When playing the game initially comes across as surprisingly simple with basic gameplay only set apart from other platformers by the ability to play in side or 3D mode. Once we complete the first three levels though the game (1.5hrs in) very much takes off and there are countless hours of challenges and levels to take on. Level design is also spot on, always intuitive and fun throughout with graphics that look great , in both modes. The classic full of bright vibrant colours and the modern a complete thrill-ride as the familiar environments fly past.
The instant pick up and play style of gameplay will appeal to many but for those who don’t like to complete the same areas several times there may be an issue with repeating areas to gain the boss keys after our initial play though has been completed. A decent amount of variation is involved though, multiple paths, racing, collecting, beating the clock and so on.

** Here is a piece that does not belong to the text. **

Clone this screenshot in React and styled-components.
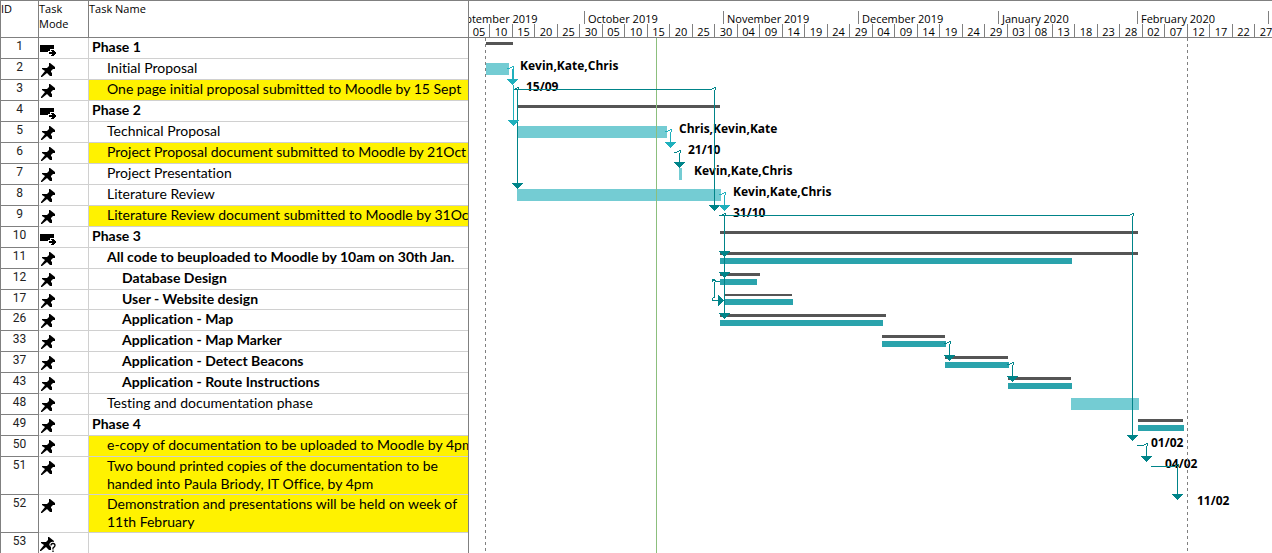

Repeated content isn’t the only issue Generations has though. We had the game crash on us, though this will no doubt be patched if required, and the framerates as noted earlier can occasionally dip. Homing attack sometimes makes the wrong choice too, sending us falling to our death but on the whole instances of these are few and far between. Boss battles are a little simplistic too, and the mini-bosses (fought for Chaos emeralds) are rarely an interesting challenge but these are minor quibbles.
Key to making a Sonic title that works though is the speed and on that front Sonic Team have delivered. The classic mode is fast as we spin through loops, tubes and the like. Modern Sonic with his streamlined physique is a speed demon and those levels we are incredibly destructive, blasting through environments as fast as Sonic has ever been, taking on everything in our path.